• EXERCISE AIM: In how many lines of the data does the word "this" appear? Give the number by itself.

• INFORMATION SHOWN:
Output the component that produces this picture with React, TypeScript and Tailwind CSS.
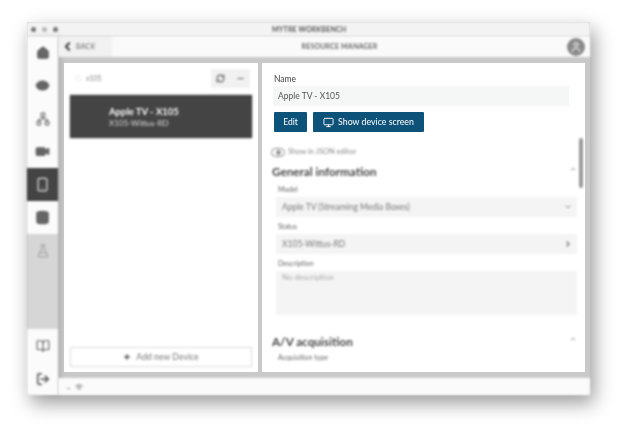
import { Home, Eye, Network, Video, Smartphone, Database, FlaskConical, BookOpen, LogOut, ChevronLeft, ChevronDown, ChevronUp, ChevronRight, RefreshCw, Minus, Plus, Monitor, Search, Wifi, User } from "lucide-react";
import type { ReactNode } from "react";

function NavItem({ children, active, muted }: { children: ReactNode; active?: boolean; muted?: boolean }) {
  return (
    <div
      className={
        "flex h-[33px] items-center justify-center " +
        (active ? "bg-[#444444] text-[#dddddd]" : muted ? "text-[#a5a5a5]" : "bg-[#fbfbfb] text-[#666666]")
      }
    >
      {children}
    </div>
  );
}

function Field({ label, value, chevron }: { label: string; value: string; chevron: ReactNode }) {
  return (
    <div className="mt-[3px] blur-[1px]">
      <p className="pl-[2px] text-[7px] leading-[13px] text-[#666666]">{label}</p>
      <div className="mt-[1px] flex h-[20px] items-center justify-between bg-[#f4f4f4] pl-[6px] pr-[5px] text-[8.5px] text-[#777777]">
        <span>{value}</span>
        {chevron}
      </div>
    </div>
  );
}

export default function App() {
  return (
    <div className="h-[424px] w-[623px] overflow-hidden bg-white pl-[27px] pt-[22px] font-['Lato',sans-serif]">
      <div className="flex h-[373px] w-[563px] flex-col bg-[#c9c9c9] shadow-[4px_8px_18px_rgba(0,0,0,0.4)]">
        <div className="relative flex h-[14px] shrink-0 items-center bg-[#f3f3f3] pl-[4px] blur-[1px]">
          <div className="flex gap-[6px]">
            <span className="h-[5px] w-[5px] rounded-full bg-[#777777]" />
            <span className="h-[5px] w-[5px] rounded-full bg-[#b5b5b5]" />
            <span className="h-[5px] w-[5px] rounded-full bg-[#777777]" />
          </div>
          <span className="ml-[214px] text-[7px] font-bold tracking-wide text-[#555555]">MYTRE WORKBENCH</span>
        </div>
        <div className="flex min-h-0 flex-1">
          <aside className="flex w-[31px] shrink-0 flex-col bg-[#d6d6d6] shadow-[3px_0_4px_rgba(0,0,0,0.12)] blur-[1.3px]">
            <NavItem><Home size={14} fill="currentColor" /></NavItem>
            <NavItem><Eye size={15} fill="currentColor" /></NavItem>
            <NavItem><Network size={14} /></NavItem>
            <NavItem><Video size={15} fill="currentColor" /></NavItem>
            <NavItem active><Smartphone size={15} /></NavItem>
            <NavItem><Database size={15} fill="currentColor" /></NavItem>
            <NavItem muted><FlaskConical size={14} /></NavItem>
            <div className="flex-1" />
            <NavItem><BookOpen size={14} /></NavItem>
            <NavItem><LogOut size={14} strokeWidth={3} /></NavItem>
          </aside>
          <div className="flex min-w-0 flex-1 flex-col">
            <header className="flex h-[21px] shrink-0 items-center justify-between bg-[#fafafa] blur-[1px]">
              <div className="flex h-full w-[54px] items-center bg-[#f1f1f1] pl-[3px]">
                <ChevronLeft size={13} strokeWidth={4} className="text-[#444444]" />
                <span className="ml-[2px] text-[7px] font-bold tracking-wide text-[#888888]">BACK</span>
              </div>
              <span className="text-[7px] font-bold tracking-wide text-[#666666]">RESOURCE MANAGER</span>
              <div className="mr-[5px] flex h-[18px] w-[18px] items-center justify-center rounded-full bg-[#8a8a8a]">
                <User size={12} className="text-white" />
              </div>
            </header>
            <div className="flex min-h-0 flex-1 gap-[4px] pl-[6px] pr-[5px] pt-[6px]">
              <section className="flex w-[194px] shrink-0 flex-col bg-white px-[6px] pb-[5px] pt-[6px]">
                <div className="flex h-[19px] shrink-0 items-center justify-between blur-[1px]">
                  <div className="flex items-center gap-[4px] pl-[5px] text-[7px] text-[#888888]">
                    <Search size={7} className="text-[#e2e2e2]" />
                    <span>x105</span>
                  </div>
                  <div className="mr-[2px] flex h-[19px] w-[39px] items-center justify-around bg-[#f1f1f1] text-[#666666]">
                    <RefreshCw size={9} strokeWidth={3} />
                    <Minus size={9} strokeWidth={3} />
                  </div>
                </div>
                <div className="mt-[7px] flex h-[43px] flex-col justify-center bg-[#444444] pl-[39px] text-white shadow-[0_0_2px_rgba(0,0,0,0.4)] blur-[1px]">
                  <p className="text-[9.5px] font-bold leading-[13px]">Apple TV - X105</p>
                  <p className="text-[8px] leading-[10px] text-[#dddddd]">X105-Wittus-RD</p>
                </div>
                <div className="flex-1" />
                <button type="button" className="flex h-[20px] items-center justify-center gap-[5px] border border-[#dddddd] bg-white text-[8.7px] text-[#777777] blur-[1px]">
                  <Plus size={8} strokeWidth={4} className="text-[#555555]" />
                  Add new Device
                </button>
              </section>
              <section className="relative min-w-0 flex-1 overflow-hidden bg-white pl-[9px] pr-[7px] pt-[10px]">
                <div className="blur-[0.4px]">
                  <p className="pl-[3px] text-[8.5px] leading-[13px] text-[#444444]">Name</p>
                  <div className="ml-[2px] mr-[9px] flex h-[20px] items-center bg-[#f5f6f6] pl-[5px] text-[8.5px] text-[#555555]">Apple TV - X105</div>
                  <div className="ml-[3px] mt-[6px] flex gap-[6px]">
                    <button type="button" className="h-[20px] w-[33px] rounded-[1px] bg-[#0d5278] text-[8.5px] text-white">Edit</button>
                    <button type="button" className="flex h-[20px] w-[111px] items-center justify-center gap-[4px] rounded-[1px] bg-[#0d5278] text-[8.8px] text-white">
                      <Monitor size={11} />
                      Show device screen
                    </button>
                  </div>
                </div>
                <div className="mt-[12px] flex h-[16px] items-center gap-[3px] blur-[1px]">
                  <span className="flex h-[9px] w-[14px] items-center rounded-full border border-[#888888] pl-[4px]">
                    <span className="h-[5px] w-[5px] rounded-full bg-[#999999]" />
                  </span>
                  <span className="text-[7.5px] text-[#888888]">Show in JSON editor</span>
                </div>
                <div className="mt-[3px] flex items-center justify-between pl-[1px] pr-[1px] blur-[1px]">
                  <h3 className="text-[11.7px] font-bold leading-[16px] text-[#444444]">General information</h3>
                  <ChevronUp size={8} strokeWidth={3} className="-mt-[4px] text-[#999999]" />
                </div>
                <div className="ml-[5px] mr-[1px] pt-[1px]">
                  <Field label="Model" value="Apple TV (Streaming Media Boxes)" chevron={<ChevronDown size={8} strokeWidth={3} className="text-[#888888]" />} />
                  <Field label="Status" value="X105-Wittus-RD" chevron={<ChevronRight size={8} strokeWidth={4} className="text-[#777777]" />} />
                  <div className="mt-[3px] blur-[1px]">
                    <p className="pl-[2px] text-[7px] leading-[13px] text-[#666666]">Description</p>
                    <div className="mt-[1px] h-[44px] bg-[#f4f4f4] pl-[6px] text-[8px] leading-[12px] text-[#aaaaaa]">No description</div>
                  </div>
                </div>
                <div className="mt-[18px] flex items-center justify-between pl-[1px] pr-[1px] blur-[1px]">
                  <h3 className="text-[11.7px] font-bold leading-[16px] text-[#444444]">A/V acquisition</h3>
                  <ChevronUp size={8} strokeWidth={3} className="-mt-[4px] text-[#999999]" />
                </div>
                <p className="mt-[3px] pl-[7px] text-[7px] leading-[10px] text-[#666666] blur-[1px]">Acquisition type</p>
                <div className="absolute right-[2px] top-[75px] h-[50px] w-[4px] rounded-full bg-[#999999] blur-[1px]" />
              </section>
            </div>
            <footer className="mt-[6px] flex h-[17px] shrink-0 items-center gap-[5px] bg-[#fbfbfb] pl-[9px] text-[#888888] blur-[1px]">
              <span className="mt-[4px] h-[1px] w-[3px] bg-[#999999]" />
              <Wifi size={8} strokeWidth={3} />
            </footer>
          </div>
        </div>
      </div>
    </div>
  );
}
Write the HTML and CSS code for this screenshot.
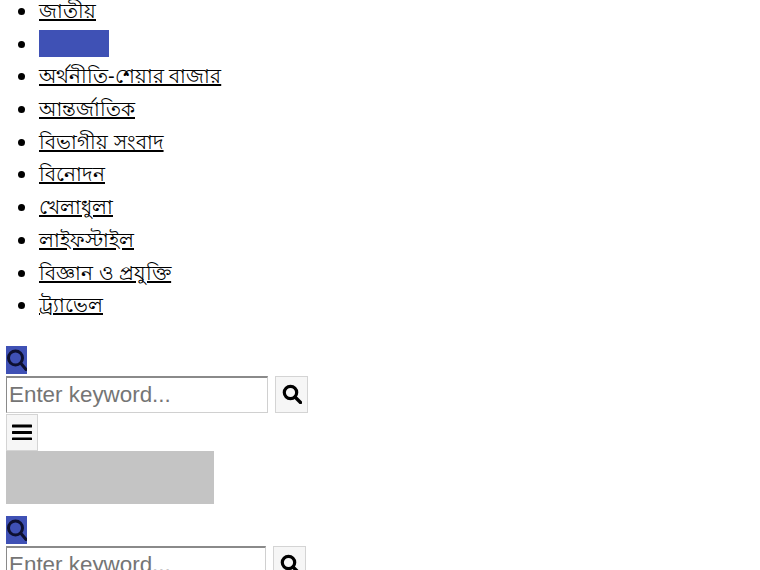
FILE: index.html
```html
<!DOCTYPE html>
<html lang="bn">
<head>
  <meta charset="UTF-8">
  <title>জাতীয়</title>
  <link rel="stylesheet" href="styles.css">
</head>
<body>
  <ul class="nav-list">
    <li><a href="#">জাতীয়</a></li>
    <li><a href="#" class="active"></a></li>
    <li><a href="#">অর্থনীতি-শেয়ার বাজার</a></li>
    <li><a href="#">আন্তর্জাতিক</a></li>
    <li><a href="#">বিভাগীয় সংবাদ</a></li>
    <li><a href="#">বিনোদন</a></li>
    <li><a href="#">খেলাধুলা</a></li>
    <li><a href="#">লাইফস্টাইল</a></li>
    <li><a href="#">বিজ্ঞান ও প্রযুক্তি</a></li>
    <li><a href="#">ট্র্যাভেল</a></li>
  </ul>

  <a href="#" class="search-toggle">
    <svg viewBox="0 0 21 26" width="21" height="26"><circle cx="9.500" cy="10" r="7" fill="none" stroke="#0d1030" stroke-width="3"/><path d="M15 15.500l5 6" stroke="#0d1030" stroke-width="3" stroke-linecap="round"/></svg>
  </a>
  <form class="search-form">
    <input type="text" class="search-input" placeholder="Enter keyword...">
    <button type="button" class="search-btn">
      <svg viewBox="0 0 20 20" width="20" height="20"><circle cx="8.5" cy="8.5" r="6.2" fill="none" stroke="#000" stroke-width="3.2"/><path d="M13 13l5.5 5.5" stroke="#000" stroke-width="3.4" stroke-linecap="round"/></svg>
    </button>
  </form>
  <button type="button" class="menu-btn">
    <svg viewBox="0 0 20 16" width="20" height="16"><path d="M1 2h18M1 8.500h18M1 15h18" stroke="#000" stroke-width="3" stroke-linecap="round"/></svg>
  </button>
  <div class="ad-box"></div>

  <a href="#" class="search-toggle">
    <svg viewBox="0 0 21 26" width="21" height="26"><circle cx="9.500" cy="10" r="7" fill="none" stroke="#0d1030" stroke-width="3"/><path d="M15 15.500l5 6" stroke="#0d1030" stroke-width="3" stroke-linecap="round"/></svg>
  </a>
  <form class="search-form search-form-low">
    <input type="text" class="search-input" placeholder="Enter keyword...">
    <button type="button" class="search-btn">
      <svg viewBox="0 0 20 20" width="20" height="20"><circle cx="8.5" cy="8.5" r="6.2" fill="none" stroke="#000" stroke-width="3.2"/><path d="M13 13l5.500 5.500" stroke="#000" stroke-width="3.4" stroke-linecap="round"/></svg>
    </button>
  </form>
</body>
</html>
```

FILE: styles.css
```css
html {
  overflow: hidden;
  height: 570px;
}
body {
  margin: 0;
  padding: 0 6px;
  background: #fff;
  color: #000;
  font-family: "Liberation Sans", "Noto Sans", sans-serif;
}

.nav-list {
  margin: -6px 0 0;
  padding: 0 0 0 33px;
  font-size: 20px;
  line-height: 32.7px;
}
.nav-list li {
  height: 32.7px;
}
.nav-list li::marker {
  font-size: 24px;
}
.nav-list a {
  color: #000;
}
.nav-list .active {
  display: inline-block;
  vertical-align: middle;
  width: 70px;
  height: 27px;
  margin-top: -4px;
  background: #3f51b5;
}

.search-toggle {
  display: block;
  width: 21px;
  height: 28px;
  margin-top: 25px;
  padding-top: 2px;
  box-sizing: border-box;
  background: #3f51b5;
}
.search-toggle svg {
  display: block;
}

.search-form {
  display: flex;
  gap: 7px;
  margin-top: 2px;
}
.search-input {
  box-sizing: border-box;
  width: 262px;
  height: 37px;
  padding: 1px 2px;
  border: 1px solid #d0d0d0;
  border-top: 2px solid #8a8a8a;
  border-left: 1px solid #8a8a8a;
  font-family: "Liberation Sans", sans-serif;
  font-size: 22.4px;
}
.search-input::placeholder {
  color: #757575;
}
.search-btn,
.menu-btn {
  display: flex;
  align-items: center;
  justify-content: center;
  box-sizing: border-box;
  padding: 0;
  border: 1px solid #d4d4d4;
  background: #f6f6f6;
}
.search-btn {
  width: 33px;
  height: 37px;
}
.menu-btn {
  width: 32px;
  height: 37px;
  margin-top: 1px;
}

.ad-box {
  width: 208px;
  height: 53px;
  background: #c4c4c4;
}
.ad-box + .search-toggle {
  margin-top: 12px;
}
.search-form-low .search-input {
  width: 260px;
}
```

• WRITTEN SOLUTION: 2